Bruce’s seventh season leading the Bucks, in 1985, was sandwiched between conference titles, and was somewhat forgettable. That’s saying a lot for a year in which the team still finished 14th in the nation in the AP Poll. The Bucks went 9-3, winning their Florida Citrus Bowl game against BYU, but losing to Michigan and finishing tied for fourth in the Big Ten.
4. John Cooper (1994)
Cooper coached at Ohio State for a total of thirteen seasons, winning the conference three times. His teams were some of the most talented that have passed through Columbus. Despite that, they managed to struggle in both bowl games and The Game. The 1994 roster, Coop’s seventh at the school, contained some all-time greats like Orlando Pace, Eddie George, Joey Galloway, Terry Glenn, Korey Stringer, Mike Vrabel, and Shawn Springs, among others.
How does a team with that roster not show up further down this list? Well, they took an absolute drumming by the best Penn State team I’ve ever seen and managed three other losses, including their bowl game against Alabama. On the plus side, they handily beat a ranked Michigan squad 22-6.
Cooper bounced back in ’95 and ’96, going 22-3 in those seasons and winning one of the best Rose Bowls in Buckeye history. However, his seventh season, despite finishing 14th in the country, was so-so.
3. John Wilce (1919)
The name may be unfamiliar to you, but just ask a Michigan fan. No doubt they’re very familiar with this period, as it is the basis for most of their arguments for being great or having a winning record against their rival to the south.
Jokes aside, Wilce was perhaps the first Buckeye coach to bring success and popularity to the program. Much of that came when a Columbus East High School graduate (originally from Chicago, hence the nickname) enrolled in 1916.
Chic Harley took a mediocre Buckeye program and put it on his shoulders.

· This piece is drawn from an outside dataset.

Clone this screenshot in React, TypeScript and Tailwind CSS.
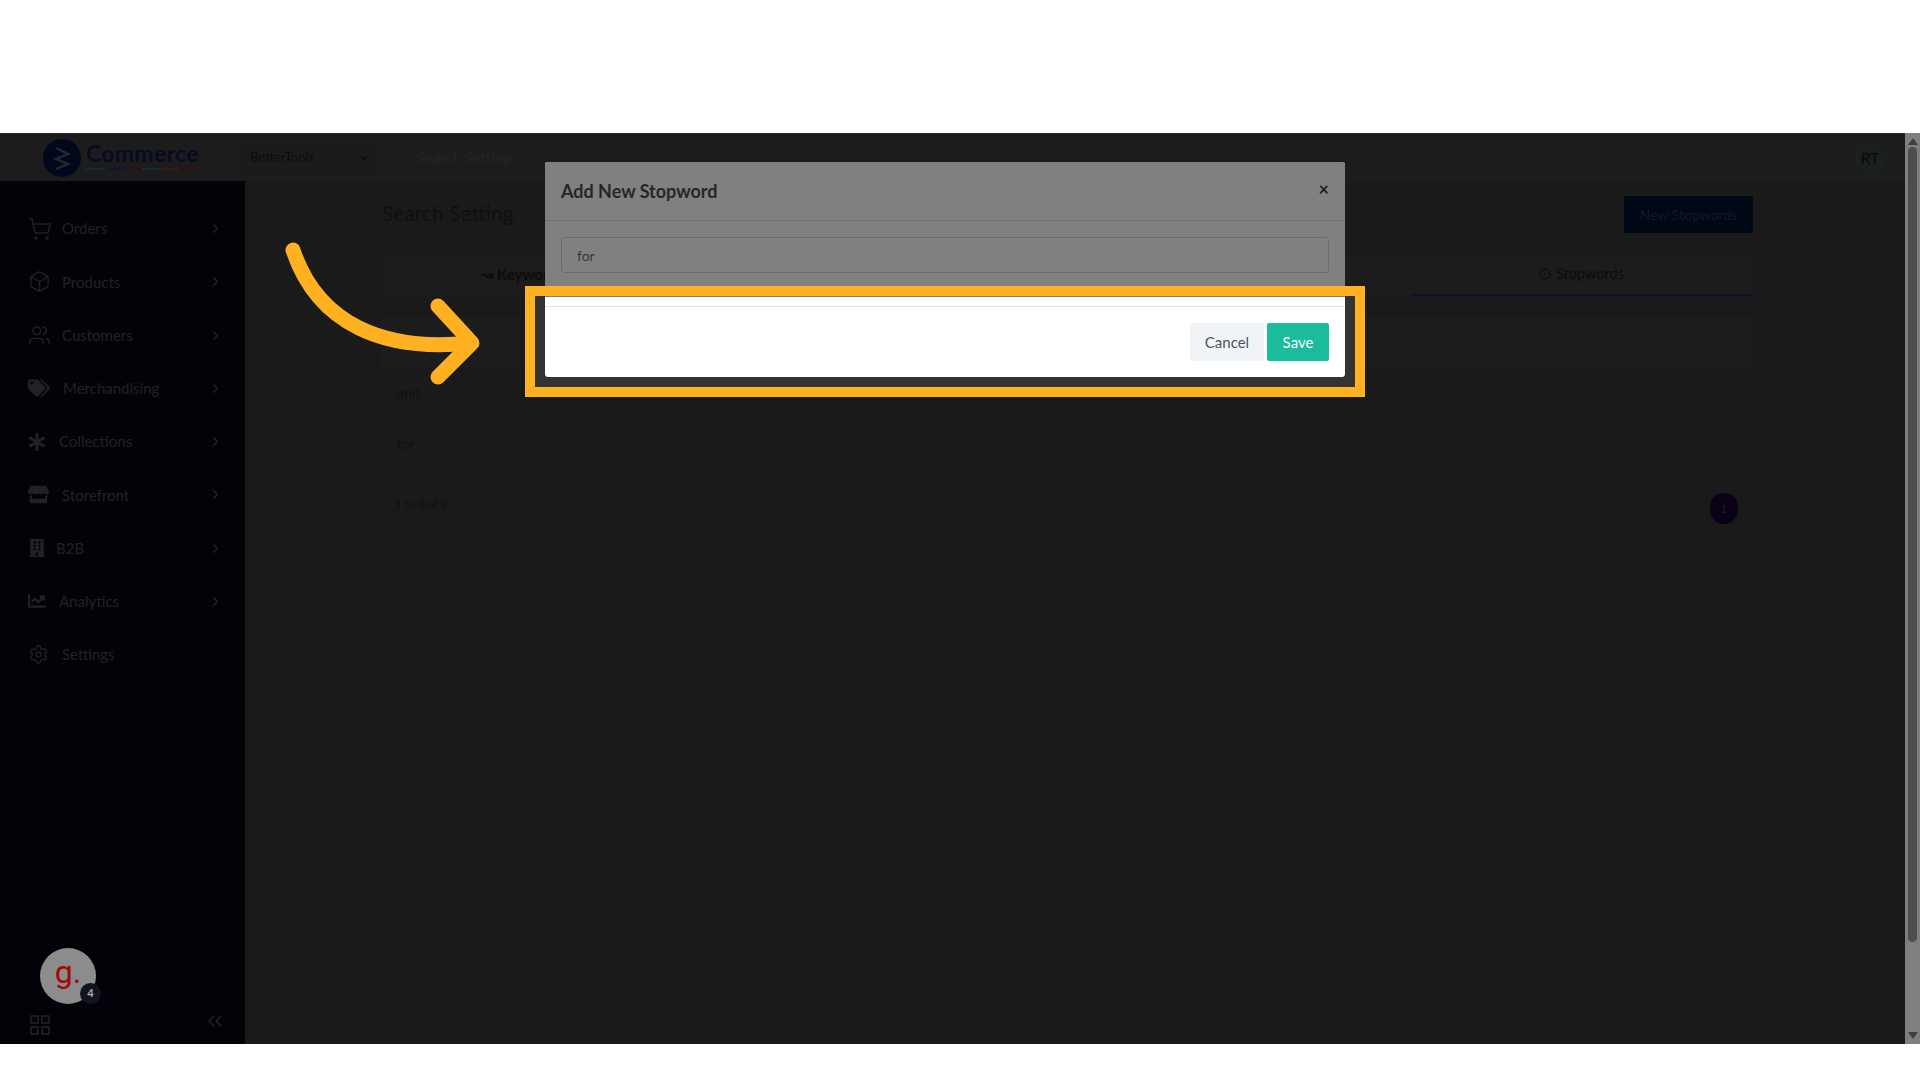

Wilce and Harley went 15-0-1 in 1916 and 1917, combined, giving the Buckeyes their first ever conference titles. Harley fought in the First World War in 1918, resulting in a dismal 3-3 year. He returned to campus for Wilce’s seventh season as coach and his own final year of college, in 1919. What that season brought was the University’s first ever victory over Michigan, a 13-3 win in Ann Arbor.
The team and Harley were so impressive on that date, that Michigan’s legendary coach, Fielding Yost addressed the club. He commended their fight and told Chic that he was “one of the finest little machines I’ve ever seen.”
2. Jim Tressel (2007)
Let’s face it, beating Michigan weighs heavily into my ranking system, and Jim Tressel set that bar pretty darn high. His seventh year on campus, the 2007 season, was no different. As it played out, it would mark his fourth consecutive victory over the maize and blue. Unfortunately, it came a week after Isaiah “Juice” Williams’ Illini outplayed and beat the Bucks in their own backyard.

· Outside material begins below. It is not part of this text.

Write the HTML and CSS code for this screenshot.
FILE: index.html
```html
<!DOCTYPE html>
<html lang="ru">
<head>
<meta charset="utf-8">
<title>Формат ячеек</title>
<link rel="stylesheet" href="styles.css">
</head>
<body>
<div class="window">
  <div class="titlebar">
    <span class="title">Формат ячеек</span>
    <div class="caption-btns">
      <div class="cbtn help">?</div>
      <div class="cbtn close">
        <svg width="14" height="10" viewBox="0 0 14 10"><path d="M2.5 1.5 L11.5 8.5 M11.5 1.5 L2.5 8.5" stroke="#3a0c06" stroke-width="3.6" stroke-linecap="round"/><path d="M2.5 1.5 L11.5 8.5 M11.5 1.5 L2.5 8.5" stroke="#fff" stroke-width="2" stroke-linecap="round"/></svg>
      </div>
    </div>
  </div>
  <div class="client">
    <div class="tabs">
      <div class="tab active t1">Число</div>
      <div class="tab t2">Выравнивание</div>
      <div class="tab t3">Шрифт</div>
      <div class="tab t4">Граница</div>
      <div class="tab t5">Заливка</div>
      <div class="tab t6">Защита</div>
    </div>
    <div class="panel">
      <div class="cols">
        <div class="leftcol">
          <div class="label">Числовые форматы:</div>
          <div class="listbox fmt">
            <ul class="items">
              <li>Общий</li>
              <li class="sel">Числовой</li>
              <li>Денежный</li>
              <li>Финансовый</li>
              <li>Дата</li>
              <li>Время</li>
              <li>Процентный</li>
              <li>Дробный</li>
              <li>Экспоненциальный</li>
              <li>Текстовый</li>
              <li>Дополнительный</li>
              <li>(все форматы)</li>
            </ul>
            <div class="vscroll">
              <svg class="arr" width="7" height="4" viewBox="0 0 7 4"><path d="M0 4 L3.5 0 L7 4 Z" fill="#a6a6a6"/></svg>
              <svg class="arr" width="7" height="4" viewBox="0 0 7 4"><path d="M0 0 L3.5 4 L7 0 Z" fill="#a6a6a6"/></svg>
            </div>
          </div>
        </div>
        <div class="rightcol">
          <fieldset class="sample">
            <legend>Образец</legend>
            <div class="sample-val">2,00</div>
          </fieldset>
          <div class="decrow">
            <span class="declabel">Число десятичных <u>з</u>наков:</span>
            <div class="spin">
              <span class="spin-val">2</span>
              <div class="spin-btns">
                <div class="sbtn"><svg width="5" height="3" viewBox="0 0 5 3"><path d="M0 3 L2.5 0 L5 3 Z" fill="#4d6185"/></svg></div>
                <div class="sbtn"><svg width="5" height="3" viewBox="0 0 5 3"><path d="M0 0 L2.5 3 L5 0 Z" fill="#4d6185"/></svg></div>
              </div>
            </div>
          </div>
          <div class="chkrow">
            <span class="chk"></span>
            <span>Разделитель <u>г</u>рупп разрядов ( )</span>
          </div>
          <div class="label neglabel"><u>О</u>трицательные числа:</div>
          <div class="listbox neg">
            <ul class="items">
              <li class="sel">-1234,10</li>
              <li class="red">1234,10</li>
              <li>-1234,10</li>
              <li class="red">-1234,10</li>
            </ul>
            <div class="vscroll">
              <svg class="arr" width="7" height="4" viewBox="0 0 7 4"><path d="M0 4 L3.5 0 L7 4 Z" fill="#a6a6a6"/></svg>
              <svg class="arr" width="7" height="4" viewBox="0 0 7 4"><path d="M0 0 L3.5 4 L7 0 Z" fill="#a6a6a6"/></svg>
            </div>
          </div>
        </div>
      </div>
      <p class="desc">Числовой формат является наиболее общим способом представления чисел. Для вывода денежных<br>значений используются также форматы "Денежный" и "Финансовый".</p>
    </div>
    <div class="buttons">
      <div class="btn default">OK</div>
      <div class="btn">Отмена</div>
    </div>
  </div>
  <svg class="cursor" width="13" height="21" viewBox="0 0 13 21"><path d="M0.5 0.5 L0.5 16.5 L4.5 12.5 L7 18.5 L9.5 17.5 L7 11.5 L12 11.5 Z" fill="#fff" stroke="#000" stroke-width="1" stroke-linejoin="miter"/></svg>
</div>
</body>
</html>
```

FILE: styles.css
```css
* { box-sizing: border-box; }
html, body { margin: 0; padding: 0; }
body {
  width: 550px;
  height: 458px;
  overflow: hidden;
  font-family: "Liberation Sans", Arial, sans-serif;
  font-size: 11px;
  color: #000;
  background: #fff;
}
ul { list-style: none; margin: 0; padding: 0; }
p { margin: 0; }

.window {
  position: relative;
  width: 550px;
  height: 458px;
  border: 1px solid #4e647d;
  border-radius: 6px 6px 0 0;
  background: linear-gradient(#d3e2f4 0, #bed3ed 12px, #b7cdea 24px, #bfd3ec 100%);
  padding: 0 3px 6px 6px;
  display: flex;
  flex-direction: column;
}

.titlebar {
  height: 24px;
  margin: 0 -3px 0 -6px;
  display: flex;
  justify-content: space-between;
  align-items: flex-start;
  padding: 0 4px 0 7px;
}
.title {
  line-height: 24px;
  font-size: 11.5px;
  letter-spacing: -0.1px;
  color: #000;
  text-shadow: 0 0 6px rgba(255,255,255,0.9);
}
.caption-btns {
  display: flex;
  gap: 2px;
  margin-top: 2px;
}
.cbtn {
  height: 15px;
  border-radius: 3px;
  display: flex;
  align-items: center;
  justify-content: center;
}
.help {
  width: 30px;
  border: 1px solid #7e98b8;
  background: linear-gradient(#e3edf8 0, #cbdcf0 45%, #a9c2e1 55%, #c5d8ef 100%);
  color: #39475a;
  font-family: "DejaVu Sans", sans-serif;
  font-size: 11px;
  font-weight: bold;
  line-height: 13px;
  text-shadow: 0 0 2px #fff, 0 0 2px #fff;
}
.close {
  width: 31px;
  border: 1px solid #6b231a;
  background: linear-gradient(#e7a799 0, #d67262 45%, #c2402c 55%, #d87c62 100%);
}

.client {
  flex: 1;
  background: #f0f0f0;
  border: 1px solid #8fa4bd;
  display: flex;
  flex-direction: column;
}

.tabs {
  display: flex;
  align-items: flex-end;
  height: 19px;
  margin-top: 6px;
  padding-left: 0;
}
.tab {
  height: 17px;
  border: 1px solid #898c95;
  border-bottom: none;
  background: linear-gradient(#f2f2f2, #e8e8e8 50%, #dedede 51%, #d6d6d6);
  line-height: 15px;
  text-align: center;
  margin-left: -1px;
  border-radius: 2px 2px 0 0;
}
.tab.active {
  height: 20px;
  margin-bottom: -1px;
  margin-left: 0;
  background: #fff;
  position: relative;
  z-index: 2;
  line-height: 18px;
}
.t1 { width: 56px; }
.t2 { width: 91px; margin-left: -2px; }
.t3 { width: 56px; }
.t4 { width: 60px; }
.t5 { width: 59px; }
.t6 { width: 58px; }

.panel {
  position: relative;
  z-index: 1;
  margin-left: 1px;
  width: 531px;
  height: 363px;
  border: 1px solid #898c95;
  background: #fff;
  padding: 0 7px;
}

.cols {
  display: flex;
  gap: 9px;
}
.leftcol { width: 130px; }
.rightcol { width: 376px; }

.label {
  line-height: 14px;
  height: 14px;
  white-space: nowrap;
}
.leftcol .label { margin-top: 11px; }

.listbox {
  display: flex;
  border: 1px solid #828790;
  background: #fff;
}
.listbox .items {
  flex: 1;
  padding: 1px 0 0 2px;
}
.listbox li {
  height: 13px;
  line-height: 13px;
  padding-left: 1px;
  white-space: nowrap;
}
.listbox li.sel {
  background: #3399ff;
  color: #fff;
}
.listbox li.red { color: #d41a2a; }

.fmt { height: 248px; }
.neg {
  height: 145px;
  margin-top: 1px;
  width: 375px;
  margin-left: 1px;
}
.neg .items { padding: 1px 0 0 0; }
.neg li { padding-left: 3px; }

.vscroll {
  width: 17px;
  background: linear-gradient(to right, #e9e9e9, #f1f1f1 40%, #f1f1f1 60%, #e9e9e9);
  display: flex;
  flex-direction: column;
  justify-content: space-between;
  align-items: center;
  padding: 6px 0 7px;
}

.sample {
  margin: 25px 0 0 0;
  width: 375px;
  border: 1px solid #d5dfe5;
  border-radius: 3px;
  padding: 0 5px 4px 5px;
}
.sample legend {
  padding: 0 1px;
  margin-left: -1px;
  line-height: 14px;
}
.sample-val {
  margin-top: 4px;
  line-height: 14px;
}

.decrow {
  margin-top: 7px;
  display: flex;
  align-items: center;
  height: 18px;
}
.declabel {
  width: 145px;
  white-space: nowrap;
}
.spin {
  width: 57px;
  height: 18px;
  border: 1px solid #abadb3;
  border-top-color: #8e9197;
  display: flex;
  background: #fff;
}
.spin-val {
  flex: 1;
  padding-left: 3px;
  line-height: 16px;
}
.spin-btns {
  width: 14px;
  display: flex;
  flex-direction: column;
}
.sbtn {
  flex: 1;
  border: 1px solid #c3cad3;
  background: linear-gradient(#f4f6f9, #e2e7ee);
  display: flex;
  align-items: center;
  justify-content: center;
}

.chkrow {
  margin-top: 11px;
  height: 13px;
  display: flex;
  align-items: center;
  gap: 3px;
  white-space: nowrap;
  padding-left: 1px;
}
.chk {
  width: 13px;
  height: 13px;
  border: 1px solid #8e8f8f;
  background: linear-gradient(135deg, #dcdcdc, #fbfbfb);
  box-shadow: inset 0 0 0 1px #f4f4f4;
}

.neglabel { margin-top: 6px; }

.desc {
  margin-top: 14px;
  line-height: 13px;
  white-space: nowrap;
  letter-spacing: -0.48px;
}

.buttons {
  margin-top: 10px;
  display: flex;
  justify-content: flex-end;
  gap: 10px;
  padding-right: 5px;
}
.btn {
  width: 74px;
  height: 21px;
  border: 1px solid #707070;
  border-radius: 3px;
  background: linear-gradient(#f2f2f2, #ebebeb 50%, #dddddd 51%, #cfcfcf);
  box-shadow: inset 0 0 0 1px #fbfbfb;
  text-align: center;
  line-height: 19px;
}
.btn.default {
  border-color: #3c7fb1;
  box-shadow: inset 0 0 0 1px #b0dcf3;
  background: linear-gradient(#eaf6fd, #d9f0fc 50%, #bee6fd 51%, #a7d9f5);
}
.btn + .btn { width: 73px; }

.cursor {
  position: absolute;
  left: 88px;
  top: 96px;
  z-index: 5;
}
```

The loss to Illinois appeared to have knocked the men of scarlet and gray out of national championship contention. As luck would have it, the dominos fell as Ohio State needed them to, and they faced LSU in the BCS National Championship Game. After a strong start (10-0), the Bayou Bengals scored the next 31 points and gave the Buckeyes back-to-back title game losses.
A rivalry win, Big Ten title, and 5th place finish in the AP Poll is a heckuva year and tough to top as far as individual seasons go.
1. Woody Hayes (1957)
That is, unless you check Woody Hayes’ resume. His seventh year leading the OSU footballers was a magical one. He had already won two conference titles and one national title leading up to his seventh year. And yet, that was just the start to his storied coaching career in Columbus.
Iowa and Michigan shut the Bucks out in their final two games of the 1956 season. The start to the ’57 season appeared to confirm the belief that it would be a rebuilding year for Hayes. An unranked TCU squad came into Columbus and managed to leave with an 18-14 victory.
From there, however, Hayes’ team grew and improved each and every week.
They cruised to four straight victories and a national ranking by November. Like many other promising years, the stars aligned as other Big Ten teams knocked each other out of contention and cleared a path for Woody to run through.
His battle-tested players pulled out a close victory against #5 Iowa, coming from behind to win 17-13. They then went to Ann Arbor to cap off an 8-game win streak to finish the regular season.
Their Rose Bowl win over the Oregon Webfoots/Ducks clinched an impressive 9-1 season and gave Woody claims to the second of his five eventual national championships.
To surpass Woody Hayes’ 1957 team, Urban Meyer’s seventh season would have to be one for the ages.
But isn’t that almost what we’ve come to expect now?